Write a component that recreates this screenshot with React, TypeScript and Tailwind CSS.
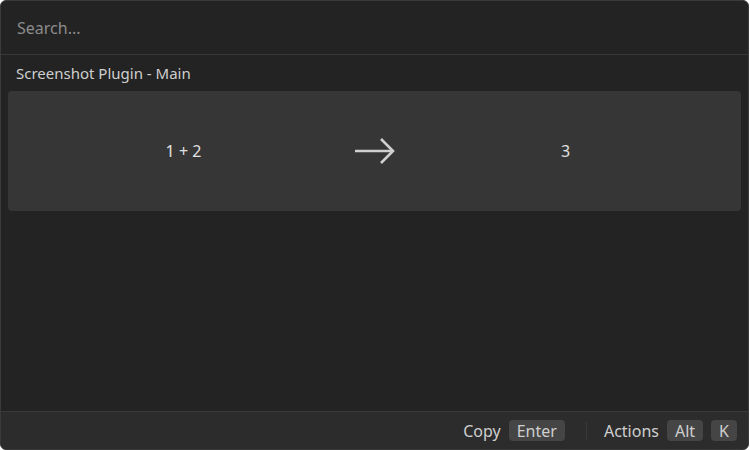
import React from "react";

export default function App() {
  return (
    <div
      className="w-[750px] h-[450px] bg-white"
      style={{ fontFamily: '"Noto Sans", "Open Sans", sans-serif' }}
    >
      <div className="w-[749px] h-[450px] bg-[#232323] border border-[#3a3a3a] rounded-[6px] flex flex-col overflow-hidden">
        <div className="h-[54px] flex items-center px-[16px] border-b border-[#383838] shrink-0">
          <span className="text-[16px] text-[#8c8c8c]">Search...</span>
        </div>
        <div className="h-[36px] flex items-center px-[15px] shrink-0">
          <span className="text-[15px] text-[#cfcfcf]">Screenshot Plugin - Main</span>
        </div>
        <div className="mx-[7px] h-[120px] bg-[#363636] rounded-[4px] grid grid-cols-3 items-center px-[80px] shrink-0">
          <div className="text-center text-[16px] text-[#e0e0e0]">1 + 2</div>
          <div className="flex justify-center">
            <svg width="42" height="28" viewBox="0 0 42 28" fill="none" stroke="#d0d0d0" strokeWidth="2.6" strokeLinecap="butt" strokeLinejoin="miter">
              <path d="M1 14 H39" />
              <path d="M27 2 L39 14 L27 26" />
            </svg>
          </div>
          <div className="text-center text-[16px] text-[#e0e0e0]">3</div>
        </div>
        <div className="flex-1" />
        <div className="h-[38px] bg-[#2c2c2c] border-t border-[#3a3a3a] flex items-center justify-end pr-[11px] shrink-0 text-[16px] text-[#cfcfcf]">
          <span>Copy</span>
          <span className="ml-[8px] bg-[#454545] rounded-[4px] px-[8px] h-[21px] flex items-center">Enter</span>
          <span className="ml-[21px] w-px h-[18px] bg-[#3a3a3a]" />
          <span className="ml-[17px]">Actions</span>
          <span className="ml-[8px] bg-[#454545] rounded-[4px] px-[8px] h-[21px] flex items-center">Alt</span>
          <span className="ml-[8px] bg-[#454545] rounded-[4px] px-[8px] h-[21px] flex items-center">K</span>
        </div>
      </div>
    </div>
  );
}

→ Problem to solve: Write out the lines from the start of the material to the line with "import React from", inclusive and exactly. Skip the pictures.

→ Completed exercise:
Write a component that recreates this screenshot with React, TypeScript and Tailwind CSS.
import React from "react";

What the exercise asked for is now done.